The surgery itself was much like the first, except the incisions were smaller (about an inch long on the same scar underneath as my first), and the recovery was way easier. I did not have help after this surgery, so the day after I was home with my kids and my husband went to work and I may have been a little hopped up on pain meds that day. Initially, implants have to settle, so they are very swollen and are kind of right under your collarbone. It’s very “Pam Anderson” and scary if you don’t expect it, or if you have breastfed, they look exactly like the day your milk comes in. The swelling goes away after a month or so of icing them and rest, the implants settle into place, and before you know it you are YOU, but better. The pain is very tolerable, and again, I liken it to the feeling of having to breastfeed, but you can’t feed your baby lol. Nothing like the first surgery! I was back on my feet the next day and working out in a limited way about 2 weeks later.

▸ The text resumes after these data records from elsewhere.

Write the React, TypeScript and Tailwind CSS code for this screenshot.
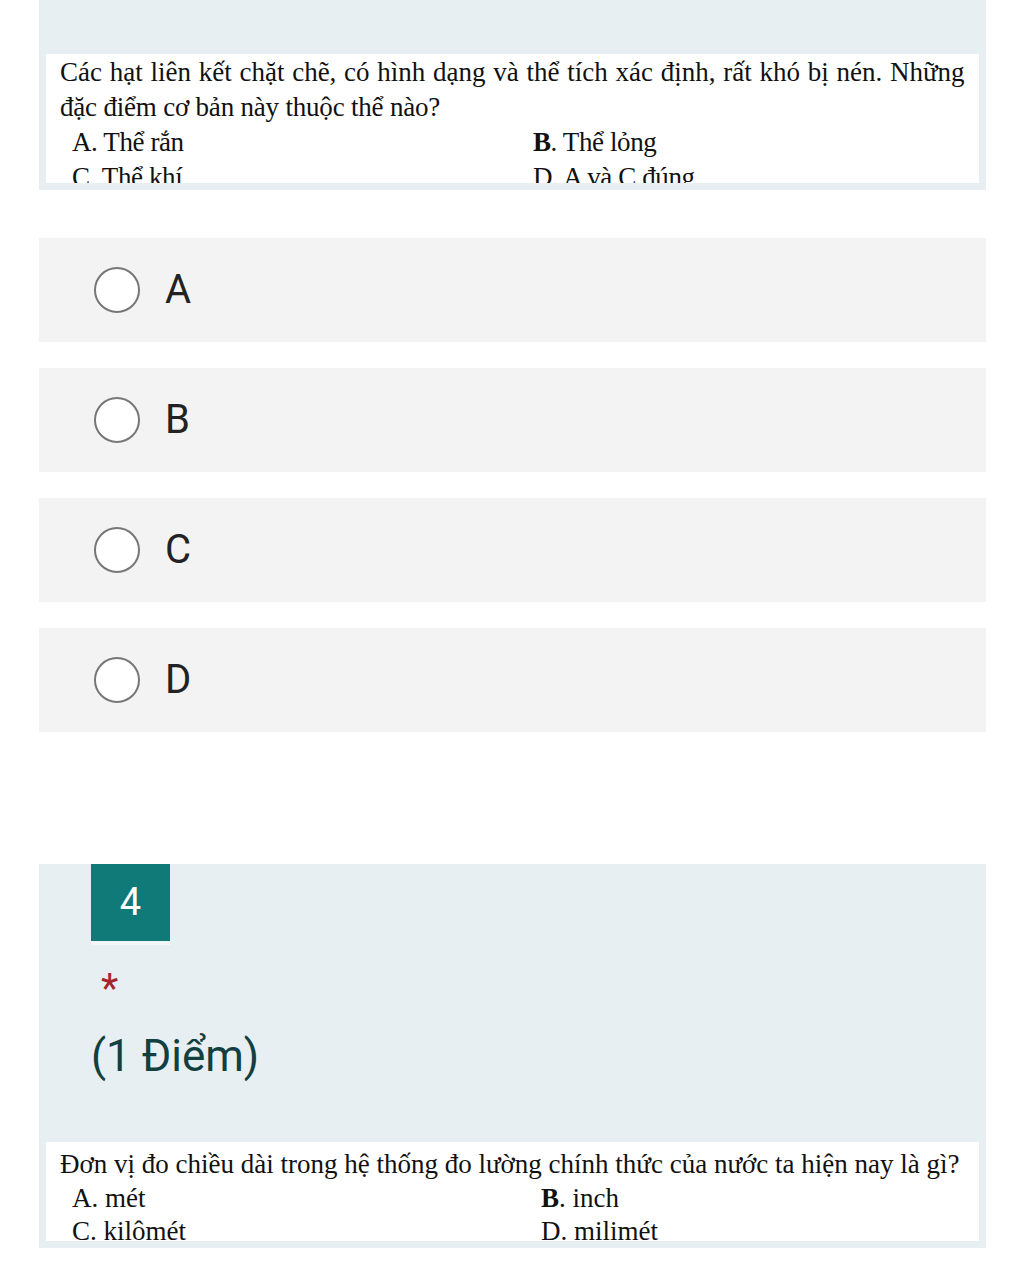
import React from "react";

const serif = { fontFamily: '"Liberation Serif", "Times New Roman", serif' };
const sans = { fontFamily: 'Roboto, "Noto Sans", Arial, sans-serif' };

function Choice({ label }: { label: string }) {
  return (
    <div className="flex h-[104px] items-center bg-[#f3f3f3] pl-[55px]">
      <span className="h-[46px] w-[46px] shrink-0 rounded-full border-[2.5px] border-[#767676] bg-white" />
      <span className="ml-[25px] text-[40px] leading-none text-[#222]" style={sans}>
        {label}
      </span>
    </div>
  );
}

export default function App() {
  return (
    <div className="min-h-[1280px] w-[1024px] bg-white">
      <div className="mx-[39px] w-[947px]">
        {/* câu hỏi trước, ảnh chụp đề */}
        <section className="h-[190px] bg-[#e7eff2] px-[7px] pt-[54px]">
          <div className="h-[129px] overflow-hidden bg-white pl-[14px] pr-[4px] pt-[1px] text-[27px] leading-[35px] text-[#111]" style={serif}>
            <p className="whitespace-nowrap [word-spacing:1px]">
              Các hạt liên kết chặt chẽ, có hình dạng và thể tích xác định, rất khó bị nén. Những
            </p>
            <p className="tracking-[-0.2px]">đặc điểm cơ bản này thuộc thể nào?</p>
            <div className="grid grid-cols-[461px_1fr] pl-[12px] tracking-[-0.4px]">
              <p>A. Thể rắn</p>
              <p>
                <b>B</b>. Thể lỏng
              </p>
              <p>C. Thể khí</p>
              <p>D. A và C đúng</p>
            </div>
          </div>
        </section>

        <div className="mt-[48px] flex flex-col gap-[26px]">
          {["A", "B", "C", "D"].map((l) => (
            <Choice key={l} label={l} />
          ))}
        </div>

        <section className="mt-[132px] h-[384px] bg-[#e7eff2]">
          <div className="ml-[52px] w-[79px] border-b-[4px] border-[#f2f7f8]">
            <div className="flex h-[77px] items-center justify-center bg-[#0f7a78] text-[38px] text-white" style={sans}>
              4
            </div>
          </div>
          <div className="ml-[62px] mt-[24px] h-[40px] text-[40px] leading-[40px] text-[#a4262c]" style={sans}>
            *
          </div>
          <div className="ml-[52px] mt-[21px] text-[44px] leading-[52px] text-[#123f40]" style={sans}>
            (1 Điểm)
          </div>
          <div className="mx-[7px] mt-[60px] h-[99px] overflow-hidden bg-white pl-[14px] text-[27px] leading-[33.5px] text-[#111]" style={serif}>
            <p className="whitespace-nowrap pt-[6px]">
              Đơn vị đo chiều dài trong hệ thống đo lường chính thức của nước ta hiện nay là gì?
            </p>
            <div className="grid grid-cols-[469px_1fr] pl-[12px]">
              <p>A. mét</p>
              <p>
                <b>B</b>. inch
              </p>
              <p>C. kilômét</p>
              <p>D. milimét</p>
            </div>
          </div>
        </section>
      </div>
    </div>
  );
}
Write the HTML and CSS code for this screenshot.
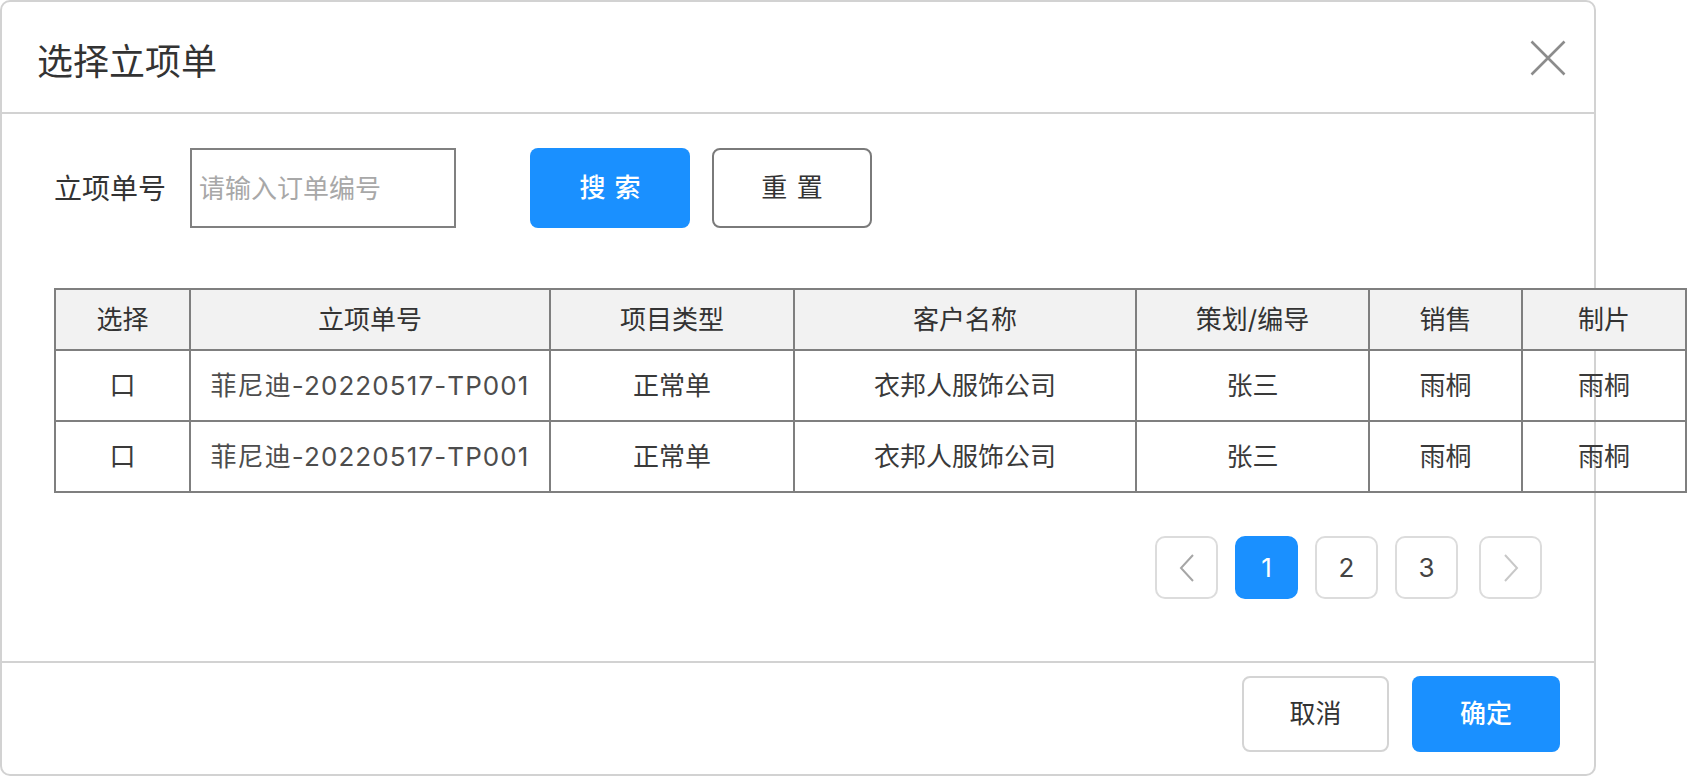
FILE: index.html
```html
<!DOCTYPE html>
<html lang="zh-CN">
<head>
<meta charset="utf-8">
<title>选择立项单</title>
<link rel="stylesheet" href="styles.css">
</head>
<body>
<div class="dialog">
  <div class="dialog-header">
    <h2 class="dialog-title">选择立项单</h2>
    <button class="close-btn" aria-label="关闭">
      <svg width="36" height="36" viewBox="0 0 36 36"><path d="M1.5 1.5 L34.5 34.5 M34.5 1.5 L1.5 34.5" stroke="#8c8c8c" stroke-width="2.6" fill="none"/></svg>
    </button>
  </div>
  <div class="dialog-body">
    <div class="search-row">
      <label class="search-label">立项单号</label>
      <input class="search-input" type="text" placeholder="请输入订单编号">
      <button class="btn btn-primary btn-search">搜 索</button>
      <button class="btn btn-outline btn-reset">重 置</button>
    </div>
    <table class="data-table">
      <colgroup>
        <col class="c1"><col class="c2"><col class="c3"><col class="c4"><col class="c5"><col class="c6"><col class="c7">
      </colgroup>
      <thead>
        <tr><th>选择</th><th>立项单号</th><th>项目类型</th><th>客户名称</th><th>策划/编导</th><th>销售</th><th>制片</th></tr>
      </thead>
      <tbody>
        <tr><td class="check">口</td><td class="code">菲尼迪-20220517-TP001</td><td>正常单</td><td>衣邦人服饰公司</td><td>张三</td><td>雨桐</td><td>雨桐</td></tr>
        <tr><td class="check">口</td><td class="code">菲尼迪-20220517-TP001</td><td>正常单</td><td>衣邦人服饰公司</td><td>张三</td><td>雨桐</td><td>雨桐</td></tr>
      </tbody>
    </table>
    <div class="pagination">
      <button class="page-item page-prev" aria-label="上一页">
        <svg width="16" height="28" viewBox="0 0 16 28"><path d="M14 1 L2 14 L14 27" stroke="#a6a6a6" stroke-width="2" fill="none"/></svg>
      </button>
      <button class="page-item active">1</button>
      <button class="page-item">2</button>
      <button class="page-item">3</button>
      <button class="page-item page-next" aria-label="下一页">
        <svg width="16" height="28" viewBox="0 0 16 28"><path d="M2 1 L14 14 L2 27" stroke="#c8c8c8" stroke-width="2" fill="none"/></svg>
      </button>
    </div>
  </div>
  <div class="dialog-footer">
    <button class="btn btn-light btn-cancel">取消</button>
    <button class="btn btn-primary btn-confirm">确定</button>
  </div>
</div>
</body>
</html>
```
FILE: styles.css
```css
* { box-sizing: border-box; }
html, body { margin: 0; padding: 0; background: #fff; }
body {
  font-family: Inter, "Noto Sans CJK SC", sans-serif;
  color: #333;
  overflow: hidden;
}
button { font-family: inherit; cursor: pointer; }

.dialog {
  width: 1596px;
  height: 776px;
  border: 2px solid #d2d2d2;
  border-radius: 10px;
  background: #fff;
  display: flex;
  flex-direction: column;
}

.dialog-header {
  height: 112px;
  flex: none;
  border-bottom: 2px solid #d2d2d2;
  display: flex;
  align-items: center;
  justify-content: space-between;
  padding: 6px 28px 0 35px;
}
.dialog-title {
  margin: 0;
  font-size: 36px;
  font-weight: 400;
  line-height: 1;
  color: #333;
  margin-top: 4px;
}
.close-btn {
  border: 0;
  background: none;
  padding: 0;
  width: 36px;
  height: 36px;
  display: block;
  margin-bottom: 4px;
}
.close-btn svg { display: block; }

.dialog-body {
  flex: 1;
  padding: 34px 0 0 52px;
}

.search-row {
  display: flex;
  align-items: center;
  height: 80px;
}
.search-label {
  font-size: 28px;
  color: #333;
  line-height: 1;
  padding-top: 2px;
}
.search-input {
  margin-left: 24px;
  width: 266px;
  height: 80px;
  border: 2px solid #808080;
  border-radius: 0;
  padding: 0 0 0 7px;
  font-family: inherit;
  font-size: 26px;
  color: #333;
  outline: none;
}
.search-input::placeholder { color: #a8a8a8; }

.btn {
  border-radius: 8px;
  font-size: 26px;
  line-height: 1;
  padding: 0;
}
.btn-primary {
  background: #1a90ff;
  border: 0;
  color: #fff;
  font-weight: 500;
}
.btn-search {
  margin-left: 74px;
  width: 160px;
  height: 80px;
  word-spacing: 2px;
}
.btn-outline {
  background: #fff;
  border: 2px solid #7a7a7a;
  color: #333;
}
.btn-reset {
  margin-left: 22px;
  width: 160px;
  height: 80px;
  word-spacing: 2px;
}

.data-table {
  margin-top: 60px;
  width: 1633px;
  table-layout: fixed;
  border-collapse: separate;
  border-spacing: 0;
  border-top: 2px solid #7f7f7f;
  border-left: 2px solid #7f7f7f;
  font-size: 26px;
}
.data-table col.c1 { width: 135px; }
.data-table col.c2 { width: 360px; }
.data-table col.c3 { width: 244px; }
.data-table col.c4 { width: 342px; }
.data-table col.c5 { width: 233px; }
.data-table col.c6 { width: 153px; }
.data-table col.c7 { width: 164px; }
.data-table th,
.data-table td {
  border-right: 2px solid #7f7f7f;
  border-bottom: 2px solid #7f7f7f;
  padding: 0;
  text-align: center;
  vertical-align: middle;
  white-space: nowrap;
  line-height: 1.2;
}
.data-table th {
  background: #f2f2f2;
  font-weight: 400;
  color: #333;
}
.data-table thead tr { height: 61px; }
.data-table tbody tr { height: 71px; }
.data-table td { color: #3a3a3a; }
.data-table td.code { color: #4d4d4d; letter-spacing: 1.1px; }

.pagination {
  margin-top: 43px;
  display: flex;
  justify-content: flex-end;
  padding-right: 52px;
  gap: 17px;
}
.page-item {
  width: 63px;
  height: 63px;
  border: 2px solid #dcdcdc;
  border-radius: 10px;
  background: #fff;
  color: #444;
  font-size: 26px;
  line-height: 1;
  padding: 0;
  display: flex;
  align-items: center;
  justify-content: center;
}
.page-item.active {
  background: #1a90ff;
  border-color: #1a90ff;
  color: #fff;
}
.page-next { margin-left: 4px; }
.page-item svg { display: block; }

.dialog-footer {
  flex: none;
  height: 113px;
  border-top: 2px solid #d2d2d2;
  display: flex;
  justify-content: flex-end;
  align-items: flex-start;
  gap: 23px;
  padding: 13px 34px 0 0;
}
.btn-cancel {
  width: 147px;
  height: 76px;
  background: #fff;
  border: 2px solid #d4d4d4;
  color: #333;
}
.btn-confirm {
  width: 148px;
  height: 76px;
}
```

All in all, I am so happy I had both surgeries. Would I have condensed them together if I knew better/wasn’t so stubborn? YES. But I am beyond thrilled with the result. I used to spend a lot of time worrying about how clothes would fit, how I looked naked, what bathing suits would work, where I’d find a sports bra that actually held me in, etc., and I didn’t enjoy life. My breasts were a constant thought from middle school on, and being able to do these surgeries, FOR ME, was amazing. I love how they look, and I love that I feel like the true me that I was always supposed to be.
Weirdly enough, I didn’t share about my breast implants to really anyone for a long time. Most people knew about the first surgery, but I kept the second really private. I just didn’t want to explain my reasoning behind going smaller, then bigger, and all my inner feelings on that. (And weirdly enough, no one even really noticed me go from a B cup back to a D.) Truth: people aren’t paying attention nearly as enough as we think they are, so stop worrying about what others think!
I’m not ashamed to have implants. I love that I did something that I dreamed about forever, and while the road was a bit different than I envisioned, I would never take it back. I feel like my best self this way, like it was the way I was meant to be, and the freedom of mind and the confidence it gives me is everything.